One of the most intriguing Martian "illusions" are the great "worms" spotted in some images sent back by the Global Surveyor orbiter. Some insist that these pictures show colossal snakelike creatures on the Martian surface.

Others say they are immense glass tunnels, 150ft across and several miles long.

Actually, the "worms" are long chains of sand dunes in the valley floor; it is our eyes, and brains, that join up the dots to make us see something that isn't there.

Similarly, near the Martian poles some people claim to see forests of pine trees and shrubs.

These intriguing features are real, but they are not trees, just patterns of dust on the icy surface.
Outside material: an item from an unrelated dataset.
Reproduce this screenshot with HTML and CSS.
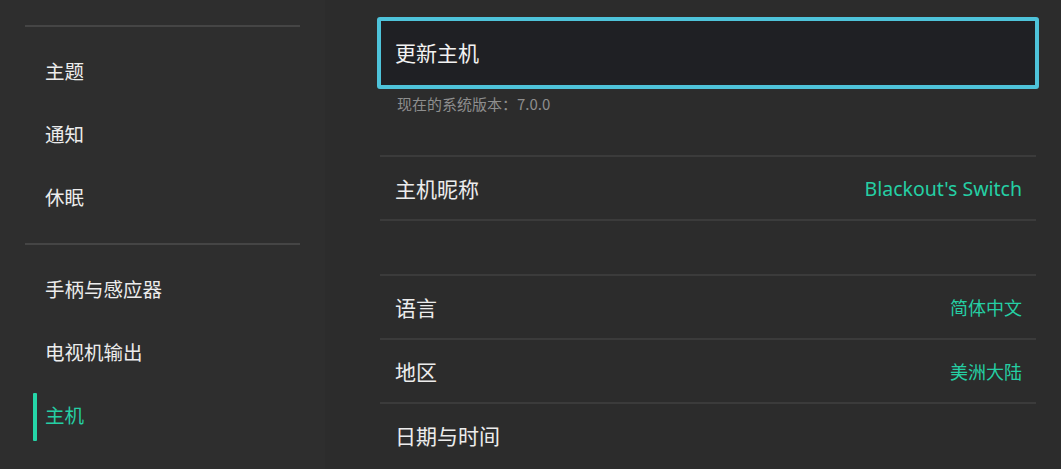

Again, we are making sense of a surreal image, putting the familiar in the unfamiliar.

Space is full of hoaxes, allegations of hoaxes, and endless lunatic hypotheses which often rely on strange and unsettling images that "prove" things differ from the official line.

Every few months somebody writes a book alleging that the Nasa astronauts never went to the Moon, or that if they did they saw things there that the "CIA" or somesuch has been covering up ever since.

Certainly, the astronauts saw some strange things. Flashing lights and clouds of diamond-like objects drifting past the spacecraft windows, for instance. The explanation: not an alien visitation, but more likely frozen human waste ejected from the spacecraft.

Similarly, those people who see "evidence" in the photographs taken by the Apollo astronauts that the whole thing was faked and shot by a film director in a Hollywood studio are believing what their brain thinks, not what their eye sees.

Perhaps it is not surprising that a green lady has cropped up on Mars. The Martian landscape, like all the places photographed by humanity's growing armada of spacecraft, is appropriately otherworldly, incomprehensible, perhaps a little unreal.

When medieval mapmakers drew parts of the world that had yet to be explored, they were wont to populate them with strange inhabitants, giants and dragons. In seeing canals, faces and young women staring nonchalantly into the Martian horizon, we are doing exactly the same thing.